22. See Summa Theologiae II–II, 45, 2. There are certain acts of virtue that we can judge and evaluate in the light of intellectual knowledge. But at the moment of acting, if the habitus is deeply rooted in us, the rule acts via a certain connaturality by which it is realized without our having a clear intellectual awareness. Knowledge by connaturality, if you like, but of a fixed rule, not the intuition of a hitherto unknown possibility of being. Sapientia is a gift of the Spirit, the connate ability to apply the right rule at the right moment. But sapentia presupposes the existence of fixed rules, plastically adaptable to contingent situations, but always in accord with a possibility that the intellect will subsequently be able to clarify. This is not the kind of knowledge that implies a reconstruction of the world along lines forever foreign to the intellect, understood by many of the Romantic and contemporary poets whom Maritain cites in support of his claims (from Novalis to Rimbaud and on to Char, Eluard, and John Crowe Ransom, etc.; see Maritain 1953: ch. 4).

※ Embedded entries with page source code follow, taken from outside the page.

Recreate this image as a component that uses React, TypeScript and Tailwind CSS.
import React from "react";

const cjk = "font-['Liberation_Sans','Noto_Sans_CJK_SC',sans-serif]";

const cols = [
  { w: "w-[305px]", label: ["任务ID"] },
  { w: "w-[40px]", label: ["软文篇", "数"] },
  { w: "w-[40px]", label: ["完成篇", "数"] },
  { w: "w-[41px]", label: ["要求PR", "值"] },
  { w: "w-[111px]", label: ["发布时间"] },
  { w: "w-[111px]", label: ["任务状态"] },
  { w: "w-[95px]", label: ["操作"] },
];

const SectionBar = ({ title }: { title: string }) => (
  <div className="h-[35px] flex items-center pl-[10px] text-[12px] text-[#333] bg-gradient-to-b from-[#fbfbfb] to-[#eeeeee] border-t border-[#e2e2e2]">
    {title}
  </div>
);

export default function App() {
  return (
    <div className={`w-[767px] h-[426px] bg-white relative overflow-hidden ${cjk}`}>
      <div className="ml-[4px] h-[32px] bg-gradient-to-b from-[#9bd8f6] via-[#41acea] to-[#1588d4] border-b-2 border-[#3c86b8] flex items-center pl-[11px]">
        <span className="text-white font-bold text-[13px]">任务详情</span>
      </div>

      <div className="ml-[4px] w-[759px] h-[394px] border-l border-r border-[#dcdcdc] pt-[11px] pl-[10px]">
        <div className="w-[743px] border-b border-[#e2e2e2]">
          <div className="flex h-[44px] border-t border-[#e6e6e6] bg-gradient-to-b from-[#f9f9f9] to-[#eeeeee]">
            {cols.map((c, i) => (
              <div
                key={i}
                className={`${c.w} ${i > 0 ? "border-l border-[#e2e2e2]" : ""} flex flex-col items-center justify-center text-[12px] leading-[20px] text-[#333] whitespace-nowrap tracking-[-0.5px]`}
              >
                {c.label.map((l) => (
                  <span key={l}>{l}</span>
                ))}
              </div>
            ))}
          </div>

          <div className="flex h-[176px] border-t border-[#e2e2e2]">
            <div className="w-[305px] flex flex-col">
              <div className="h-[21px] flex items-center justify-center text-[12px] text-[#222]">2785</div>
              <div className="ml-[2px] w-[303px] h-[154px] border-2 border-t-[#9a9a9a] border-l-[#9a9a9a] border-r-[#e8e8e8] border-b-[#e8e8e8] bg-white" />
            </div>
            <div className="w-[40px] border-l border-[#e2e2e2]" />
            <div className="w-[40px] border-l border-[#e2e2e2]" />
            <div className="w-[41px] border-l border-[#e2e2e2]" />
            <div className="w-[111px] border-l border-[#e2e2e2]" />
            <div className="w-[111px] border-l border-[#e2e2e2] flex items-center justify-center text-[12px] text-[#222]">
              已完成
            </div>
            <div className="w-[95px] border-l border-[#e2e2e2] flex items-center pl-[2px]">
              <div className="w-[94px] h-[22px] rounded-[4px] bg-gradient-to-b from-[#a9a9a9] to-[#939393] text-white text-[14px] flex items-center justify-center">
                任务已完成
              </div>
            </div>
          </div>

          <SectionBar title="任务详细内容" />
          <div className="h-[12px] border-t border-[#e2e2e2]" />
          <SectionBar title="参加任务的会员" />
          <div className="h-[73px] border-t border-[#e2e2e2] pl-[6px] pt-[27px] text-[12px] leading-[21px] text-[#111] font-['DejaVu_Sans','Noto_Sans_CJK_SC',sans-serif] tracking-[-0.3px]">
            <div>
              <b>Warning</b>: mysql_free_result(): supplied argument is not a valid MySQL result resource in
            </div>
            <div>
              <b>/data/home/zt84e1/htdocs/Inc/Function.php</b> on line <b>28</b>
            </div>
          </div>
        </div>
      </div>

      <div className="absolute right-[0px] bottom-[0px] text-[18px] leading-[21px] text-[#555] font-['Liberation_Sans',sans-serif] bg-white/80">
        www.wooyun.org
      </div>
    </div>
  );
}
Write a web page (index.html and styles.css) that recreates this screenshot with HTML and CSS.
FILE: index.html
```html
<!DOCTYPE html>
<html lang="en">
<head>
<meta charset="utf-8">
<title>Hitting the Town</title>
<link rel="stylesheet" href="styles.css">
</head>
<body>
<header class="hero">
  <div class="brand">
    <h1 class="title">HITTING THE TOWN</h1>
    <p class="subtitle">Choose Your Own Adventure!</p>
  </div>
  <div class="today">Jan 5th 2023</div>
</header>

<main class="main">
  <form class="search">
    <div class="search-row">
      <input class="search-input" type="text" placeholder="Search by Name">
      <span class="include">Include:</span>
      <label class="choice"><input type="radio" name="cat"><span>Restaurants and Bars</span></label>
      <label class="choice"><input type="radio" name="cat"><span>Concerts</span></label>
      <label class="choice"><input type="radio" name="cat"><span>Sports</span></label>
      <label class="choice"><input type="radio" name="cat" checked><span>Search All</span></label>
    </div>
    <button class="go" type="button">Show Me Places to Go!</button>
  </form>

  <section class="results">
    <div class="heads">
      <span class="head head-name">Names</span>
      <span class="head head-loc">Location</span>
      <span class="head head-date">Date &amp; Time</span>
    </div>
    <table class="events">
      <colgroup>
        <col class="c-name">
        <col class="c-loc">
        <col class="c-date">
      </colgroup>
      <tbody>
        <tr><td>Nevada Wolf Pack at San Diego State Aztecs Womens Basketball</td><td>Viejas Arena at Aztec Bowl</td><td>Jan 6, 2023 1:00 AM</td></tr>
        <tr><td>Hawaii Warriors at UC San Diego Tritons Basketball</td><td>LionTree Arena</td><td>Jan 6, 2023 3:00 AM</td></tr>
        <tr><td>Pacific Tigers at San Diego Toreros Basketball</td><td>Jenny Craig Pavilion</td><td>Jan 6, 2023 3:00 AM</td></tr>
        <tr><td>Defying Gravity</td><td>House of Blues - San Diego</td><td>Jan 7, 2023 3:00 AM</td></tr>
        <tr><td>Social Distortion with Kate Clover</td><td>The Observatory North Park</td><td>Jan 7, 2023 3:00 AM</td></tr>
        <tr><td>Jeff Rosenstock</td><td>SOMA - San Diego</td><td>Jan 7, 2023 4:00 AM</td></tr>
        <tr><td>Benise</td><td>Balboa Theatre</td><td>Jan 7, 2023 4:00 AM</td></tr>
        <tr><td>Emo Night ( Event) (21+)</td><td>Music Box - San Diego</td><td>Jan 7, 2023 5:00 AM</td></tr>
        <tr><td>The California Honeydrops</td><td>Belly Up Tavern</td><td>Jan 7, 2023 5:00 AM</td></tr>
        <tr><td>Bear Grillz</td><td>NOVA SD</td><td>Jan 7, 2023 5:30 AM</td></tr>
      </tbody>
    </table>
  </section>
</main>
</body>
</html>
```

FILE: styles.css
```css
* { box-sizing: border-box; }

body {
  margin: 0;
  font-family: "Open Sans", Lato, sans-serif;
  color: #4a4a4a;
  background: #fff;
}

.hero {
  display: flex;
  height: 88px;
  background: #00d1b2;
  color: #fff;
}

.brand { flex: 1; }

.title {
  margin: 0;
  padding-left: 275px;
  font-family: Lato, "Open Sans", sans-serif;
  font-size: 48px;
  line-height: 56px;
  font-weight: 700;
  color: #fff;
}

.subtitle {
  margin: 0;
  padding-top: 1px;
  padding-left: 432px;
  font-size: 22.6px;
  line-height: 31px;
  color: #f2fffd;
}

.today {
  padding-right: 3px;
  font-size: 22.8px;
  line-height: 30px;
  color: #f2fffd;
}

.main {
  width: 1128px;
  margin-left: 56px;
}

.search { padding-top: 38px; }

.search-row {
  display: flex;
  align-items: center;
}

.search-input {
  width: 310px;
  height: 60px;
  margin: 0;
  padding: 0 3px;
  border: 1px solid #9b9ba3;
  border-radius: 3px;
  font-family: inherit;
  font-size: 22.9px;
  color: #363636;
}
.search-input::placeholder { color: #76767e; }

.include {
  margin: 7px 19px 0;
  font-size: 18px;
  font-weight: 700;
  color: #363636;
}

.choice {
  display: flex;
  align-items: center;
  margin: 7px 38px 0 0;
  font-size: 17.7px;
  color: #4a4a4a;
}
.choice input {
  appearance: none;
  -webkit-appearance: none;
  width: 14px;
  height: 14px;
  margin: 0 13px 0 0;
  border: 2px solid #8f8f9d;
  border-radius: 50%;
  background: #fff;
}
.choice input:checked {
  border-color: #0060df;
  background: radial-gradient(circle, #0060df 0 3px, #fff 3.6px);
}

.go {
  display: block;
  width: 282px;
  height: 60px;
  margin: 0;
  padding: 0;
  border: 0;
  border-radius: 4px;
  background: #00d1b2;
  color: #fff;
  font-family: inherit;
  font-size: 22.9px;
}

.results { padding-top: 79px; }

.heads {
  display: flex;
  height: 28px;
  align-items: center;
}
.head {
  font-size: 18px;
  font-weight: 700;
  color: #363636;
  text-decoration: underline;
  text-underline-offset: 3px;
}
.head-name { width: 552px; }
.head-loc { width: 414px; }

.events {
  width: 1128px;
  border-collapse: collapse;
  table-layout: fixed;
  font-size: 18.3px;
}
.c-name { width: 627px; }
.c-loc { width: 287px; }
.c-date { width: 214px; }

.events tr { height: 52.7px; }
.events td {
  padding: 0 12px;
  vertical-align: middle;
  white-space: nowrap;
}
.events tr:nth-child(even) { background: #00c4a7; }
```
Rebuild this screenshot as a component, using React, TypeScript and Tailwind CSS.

23. It has been pointed out that the whole of Eckhart’s implied aesthetics consists in the depiction of a tension toward a goal that is never realized, an aspiration that never finds rest. It finds its typical expression in the disproportionate verticalities of the Rhine cathedrals, whereas Thomistic aesthetics reminds us of the more composed Italian Gothic in which beauty is measured on a more human scale, capable of being perceived and enjoyed without requiring a violent laceration of the imagination and the sensibility (cf. Assunto 1961).